Latency is especially important for customer-facing systems. Lower latency usually requires regional placement near users, efficient model serving, low-latency feature retrieval, and avoiding unnecessary pipeline hops. But optimizing latency can increase cost, such as by keeping more instances warm or using premium infrastructure. Governance includes IAM boundaries, lineage, approval workflows, auditability, responsible AI controls, and compliance with retention or residency requirements. Cost includes not only infrastructure spend but operational labor, idle capacity, and complexity overhead.
On the exam, cost-aware solutions do not simply mean the cheapest service. They mean the most economical architecture that still meets stated requirements. For sporadic traffic, serverless inference may be preferred. For large steady-state workloads, dedicated endpoints or specialized infrastructure may be more cost effective. For huge batch scoring jobs, batch prediction may be far cheaper than online endpoints. For exploratory analytics on structured data, BigQuery can eliminate the need to move data into a separate serving stack too early.
Common traps include selecting a globally distributed design when the requirement is only regional, choosing low-cost architecture that fails SLA requirements, or ignoring governance language such as “auditable,” “approved models only,” or “restricted access to PII.” Another trap is overlooking monitoring and rollback; production architecture is not complete if it only covers training and deployment.
Exam Tip: When answer choices differ only slightly, ask which one best addresses the explicit constraint words in the prompt. Words such as “highly available,” “cost-sensitive,” “regulated,” and “low-latency” are not decoration. They are the scoring signals that determine the intended architecture.
To perform well in this domain, practice thinking like an architect under exam conditions. Start by identifying the problem shape before reading every option in detail. Is this a data platform question, a serving pattern question, a security design question, or a build-versus-buy question? Once you classify the scenario, map it to a small set of likely service combinations. This reduces confusion and helps you reject distractors quickly.
A useful exam method is elimination by mismatch. Remove any answer that violates a hard requirement such as data residency, low operational overhead, real-time latency, or least privilege.

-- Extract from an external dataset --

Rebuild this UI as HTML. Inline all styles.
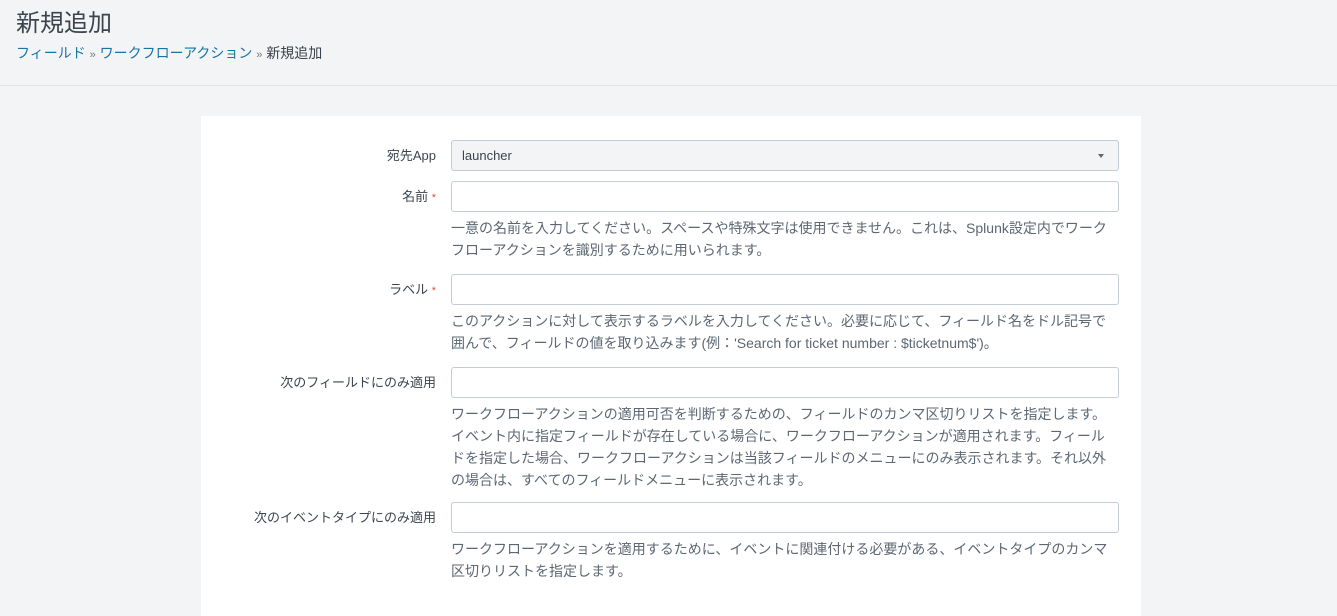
<!DOCTYPE html>
<html><head><meta charset="utf-8"><style>
*{box-sizing:border-box;margin:0;padding:0}
body{width:1337px;height:591px;overflow:hidden;background:#f2f4f5;font-family:"Liberation Sans","Noto Sans CJK JP",sans-serif;color:#3c444d}
.hdr{height:86px;border-bottom:1px solid #e1e4e7;padding:8px 16px}
h1{font-weight:normal;font-size:24px;color:#3c444d;line-height:32px}
.bc{font-size:14px;margin-top:3px;color:#3c444d}
.bc a{color:#1a73a6;text-decoration:none}
.bc span{font-size:11px;color:#777}
.panel{position:absolute;left:201px;top:116px;width:940px;height:500px;background:#fff}
.lab{position:absolute;right:0;width:235px;text-align:right;font-size:13px;color:#3c444d}
.row{position:absolute;left:0;width:940px}
.row .lab{left:0;width:235px;top:5px}
.inp{position:absolute;left:250px;width:668px;height:31px;border:1px solid #c3cbd4;border-radius:3px;background:#fff}
.sel{background:#f2f4f5;font-size:13px;padding:7px 10px;color:#3c444d}
.sel:after{content:"";position:absolute;right:14px;top:13px;border:3px solid transparent;border-top:4px solid #666}
.help{position:absolute;left:250px;top:36px;width:664px;font-size:14px;line-height:22px;color:#5c6773}
.req{color:#d6563c;font-size:11px}
</style></head><body>
<div class="hdr"><h1>新規追加</h1>
<div class="bc"><a>フィールド</a> <span>»</span> <a>ワークフローアクション</a> <span>»</span> 新規追加</div></div>
<div class="panel">
<div class="row" style="top:24px"><div class="lab">宛先App</div><div class="inp sel">launcher</div></div>
<div class="row" style="top:65px"><div class="lab">名前 <span class="req">*</span></div><div class="inp"></div>
<div class="help">一意の名前を入力してください。スペースや特殊文字は使用できません。これは、Splunk設定内でワークフローアクションを識別するために用いられます。</div></div>
<div class="row" style="top:158px"><div class="lab">ラベル <span class="req">*</span></div><div class="inp"></div>
<div class="help">このアクションに対して表示するラベルを入力してください。必要に応じて、フィールド名をドル記号で囲んで、フィールドの値を取り込みます(例：'Search for ticket number : $ticketnum$')。</div></div>
<div class="row" style="top:251px"><div class="lab">次のフィールドにのみ適用</div><div class="inp"></div>
<div class="help">ワークフローアクションの適用可否を判断するための、フィールドのカンマ区切りリストを指定します。イベント内に指定フィールドが存在している場合に、ワークフローアクションが適用されます。フィールドを指定した場合、ワークフローアクションは当該フィールドのメニューにのみ表示されます。それ以外の場合は、すべてのフィールドメニューに表示されます。</div></div>
<div class="row" style="top:386px"><div class="lab">次のイベントタイプにのみ適用</div><div class="inp"></div>
<div class="help">ワークフローアクションを適用するために、イベントに関連付ける必要がある、イベントタイプのカンマ区切りリストを指定します。</div></div>
</div>
</body></html>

Then compare the remaining options based on simplicity and fit. Usually the best answer is the one that solves the full problem with the fewest unnecessary components. Architecture exam items are often designed so that one option is overengineered, one is underpowered, one ignores security, and one is the balanced choice.

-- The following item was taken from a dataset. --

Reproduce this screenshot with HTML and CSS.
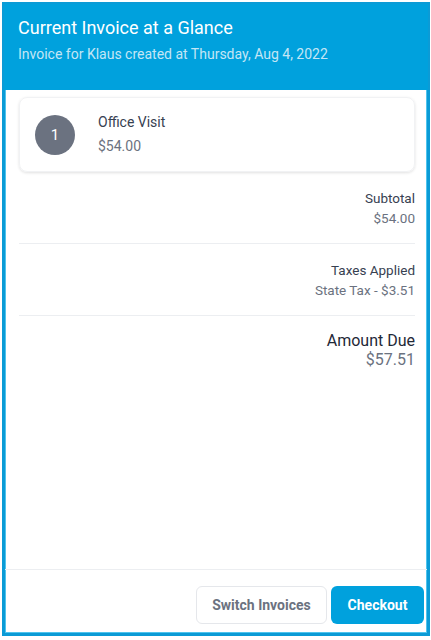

When evaluating architecture answers, look for consistency across the lifecycle. Good answers align ingestion, storage, transformation, training, deployment, and monitoring. Weak answers may use the right training service but the wrong serving pattern, or secure the storage layer while exposing the prediction endpoint incorrectly. Think end to end. The exam rewards integrated design judgment.
Another practical tactic is to watch for managed-service bias, but use it intelligently. Google Cloud certification exams frequently prefer managed services when they satisfy requirements, because they reduce operational burden and support best practices. However, do not overapply this rule. If the scenario explicitly requires deep Kubernetes customization, proprietary runtime support, or an existing standardized platform on GKE, then a more customized architecture can be the correct answer.
Exam Tip: In scenario questions, underline mentally the nouns and adjectives that matter: data type, arrival pattern, sensitivity, latency target, team capability, and compliance constraint. Those words usually point directly to the winning architecture.
As you continue through the course, connect this chapter to the later domains. Architecture decisions affect how you prepare and process data, how you train and evaluate models, how you automate pipelines, and how you monitor production performance. Strong exam candidates do not memorize isolated service descriptions; they understand how Google Cloud services combine into secure, scalable, cost-aware ML systems that satisfy real business objectives.
1. A retail company wants to build a demand forecasting solution using several years of sales data stored in BigQuery. The data science team needs to prepare large structured datasets, train models with minimal infrastructure management, and track experiments centrally. Which architecture best meets these requirements?
2. A financial services company must deploy an online inference service for credit risk predictions. Requirements include low latency, support for spiky traffic, strong IAM-based access control, and minimal operational overhead. Which deployment pattern should the ML engineer choose?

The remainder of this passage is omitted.